Itu menjadi awal Ida memasuki dunia distribusi.
Namun, cita-citanya
menjadi distributor produk merek-merek terkenal kandas. "Mereka menolak
karena punya jaringan distribusi sendiri," kata Ida mengenang.
Pantang putus asa, Ida
melihat peluang lain, yakni camilan tradisional produksi usaha mikro.
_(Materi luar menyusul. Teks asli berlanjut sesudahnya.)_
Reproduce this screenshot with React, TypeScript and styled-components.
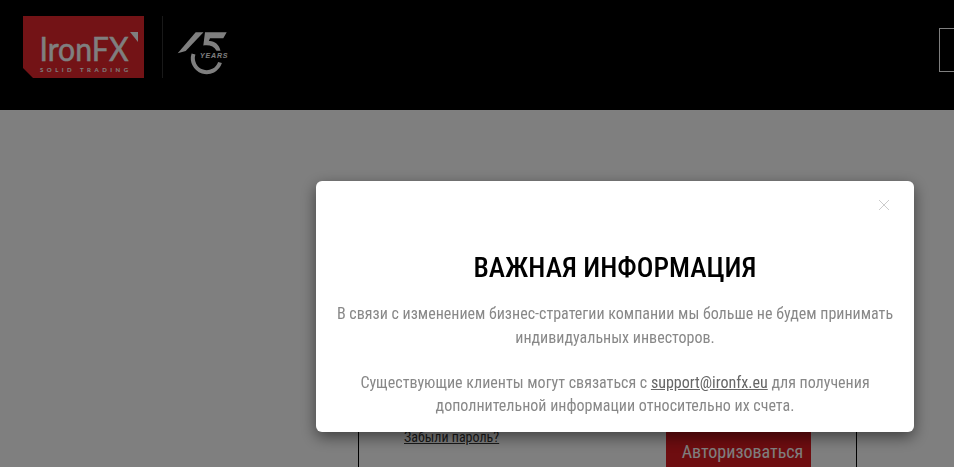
import React from 'react';
import styled, { createGlobalStyle } from 'styled-components';

const GlobalStyle = createGlobalStyle`
  html, body {
    margin: 0;
    height: 100%;
    overflow: hidden;
    background: #fff;
    font-family: Roboto, "Liberation Sans", sans-serif;
    font-stretch: 75%;
  }
`;

const Page = styled.div`
  display: flex;
  flex-direction: column;
  height: 467px;
  overflow: hidden;
`;

const Header = styled.header`
  flex: none;
  height: 110px;
  background: #000;
  display: flex;
  align-items: flex-start;
  justify-content: space-between;
  padding: 16px 0 0 23px;
  box-sizing: border-box;
  overflow: hidden;
`;

const Brand = styled.div`
  display: flex;
  align-items: flex-start;
`;

const Divider = styled.div`
  width: 1px;
  height: 62px;
  margin: 0 14px 0 18px;
  background: #333;
`;

const Badge = styled.div`
  margin-top: 14px;
`;

const HeaderButton = styled.div`
  flex: none;
  width: 40px;
  height: 44px;
  margin-top: 12px;
  margin-right: -25px;
  box-sizing: border-box;
  border: 1px solid #fff;
`;

const Main = styled.main`
  flex: 1;
  display: flex;
  padding: 0 97px 0 358px;
`;

const LoginBox = styled.div`
  flex: 1;
  box-sizing: border-box;
  border-left: 1px solid #000;
  border-right: 1px solid #000;
  margin-top: 290px;
  display: flex;
  align-items: flex-start;
  justify-content: space-between;
  padding: 30px 45px 0 45px;
`;

const ForgotLink = styled.a`
  color: #333;
  font-size: 14px;
  line-height: 16px;
  margin-top: -1px;
  text-decoration: underline;
`;

const SubmitButton = styled.button`
  width: 145px;
  height: 50px;
  margin-top: -4px;
  padding: 0 0 0 8px;
  border: 0;
  background: #dc1a20;
  color: #fff;
  font-family: inherit;
  font-stretch: inherit;
  font-size: 18px;
`;

const Overlay = styled.div`
  position: fixed;
  inset: 0;
  background: rgba(0, 0, 0, 0.5);
`;

const Modal = styled.section`
  position: absolute;
  left: 316px;
  top: 181px;
  width: 598px;
  height: 251px;
  box-sizing: border-box;
  padding: 68px 15px 0;
  background: #fff;
  border-radius: 6px;
  box-shadow: 0 5px 15px rgba(0, 0, 0, 0.5);
  text-align: center;
`;

const CloseButton = styled.button`
  position: absolute;
  top: 18px;
  right: 24px;
  width: 12px;
  height: 12px;
  padding: 0;
  border: 0;
  background: none;
  display: block;
  svg {
    display: block;
  }
`;

const Title = styled.h2`
  margin: 0 0 15px;
  color: #000;
  font-size: 27.7px;
  line-height: 38px;
  font-weight: 500;
`;

const Text = styled.p<{ $leading: number }>`
  margin: 0 0 21px;
  color: #888;
  font-size: 16px;
  line-height: ${({ $leading }) => $leading}px;
  a {
    color: #666;
    text-decoration: underline;
  }
`;

const LogoText = styled.text`
  font-family: Lato, "Liberation Sans", sans-serif;
  font-stretch: normal;
  fill: #fff;
`;

const YearsText = styled.text`
  font-family: "Liberation Sans", sans-serif;
  font-stretch: normal;
  font-style: italic;
  font-weight: 700;
  fill: #fff;
`;

function IronFxLogo() {
  return (
    <svg width="121" height="62" viewBox="0 0 121 62">
      <path d="M0 0H121V62H10L0 52Z" fill="#e6262c" />
      <path d="M107 16H115V26Z" fill="#fff" />
      <LogoText x="16.5" y="45" fontSize="33" fontWeight="400" stroke="#fff" strokeWidth="0.5" textLength="89" lengthAdjust="spacingAndGlyphs">
        IronFX
      </LogoText>
      <LogoText x="17" y="56" fontSize="6" fontWeight="700" textLength="88">
        SOLID TRADING
      </LogoText>
    </svg>
  );
}

function YearsBadge() {
  return (
    <svg width="52" height="46" viewBox="0 0 52 46">
      <path d="M0.7 23.3L18.7 2.3H26.5L8.7 21Z" fill="#fff" />
      <path d="M28 2.3H49.7L46.3 8.3H33L31.8 11C37 10.5 42 14 43.5 20.7H39.5C37 16 32 14.5 26.3 15.5Z" fill="#fff" />
      <path d="M16.5 24A13.5 13.5 0 0 0 43 32.5" fill="none" stroke="#fff" strokeWidth="4" />
      <YearsText x="23" y="27.5" fontSize="7" textLength="27.5">
        YEARS
      </YearsText>
    </svg>
  );
}

export default function App() {
  return (
    <>
      <GlobalStyle />
      <Page>
        <Header>
          <Brand>
            <IronFxLogo />
            <Divider />
            <Badge>
              <YearsBadge />
            </Badge>
          </Brand>
          <HeaderButton />
        </Header>
        <Main>
          <LoginBox>
            <ForgotLink href="#">Забыли пароль?</ForgotLink>
            <SubmitButton>Авторизоваться</SubmitButton>
          </LoginBox>
        </Main>
      </Page>
      <Overlay>
        <Modal>
          <CloseButton aria-label="Закрыть">
            <svg width="12" height="12" viewBox="0 0 12 12">
              <path d="M1 1L11 11M11 1L1 11" stroke="#ccc" strokeWidth="1" />
            </svg>
          </CloseButton>
          <Title>ВАЖНАЯ ИНФОРМАЦИЯ</Title>
          <Text $leading={24}>
            В связи с изменением бизнес-стратегии компании мы больше не будем принимать индивидуальных инвесторов.
          </Text>
          <Text $leading={23}>
            Существующие клиенты могут связаться с <a href="#">support@ironfx.eu</a> для получения дополнительной информации относительно их счета.
          </Text>
        </Modal>
      </Overlay>
    </>
  );
}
Dia mengajari mereka kebersihan, pilihan rasa dan kemasan, membantu
permodalan, serta mendistribusikan produk tersebut.
Tentang tantangan
terbesarnya, menurut Ida adalah mengubah pandangan sebagian orang bahwa
emansipasi itu ada batasnya. "Selama ini pada sebagian anak perempuan
selalu ditanamkan emansipasi itu ada batasnya. Menurut saya, emansipasi
tidak ada batasnya. Perempuan bisa berbuat banyak hal, tetapi dukungan
keluarga sangat penting," kata Ida.
Haris mendukung usaha
istrinya. "Suami seharusnya bersyukur jika istri ingin berkarier. Orang
yang ingin punya usaha sendiri harus siap dan istri saya sudah siap
tidak mendapat fasilitas rumah dan mobil dari kantor," kata Haris.
Dia lalu memenuhi
permintaan Ida untuk ikut sepenuhnya terjun ke dunia usaha dan
mendirikan usaha jasa logistik guna mendukung bisnis istrinya.
Suami-istri ini
kompak, selalu berdua mengunjungi 50 mitra UKM yang tersebar di belasan
kota di Jawa. Mereka tetap mengawasi sendiri kualitas produk mitra-mitra
mereka dengan berkunjung tanpa pemberitahuan lebih dulu.
Menurut Ida, kelebihan
sebagai perempuan adalah ketajaman intuisi, keinginan bekerja bersama,
saling dukung dan berbagi, serta maju bersama. Dia telah bermetamorfosis
menjadi sosok terbuka dan mampu memitovasi orang lain untuk maju
bersama.
Ida telah meretas
jalan mewujudkan cita-cita mandiri secara ekonomi tanpa melupakan
prinsip saling dukung dengan keluarga, para mitra, dan pelanggan.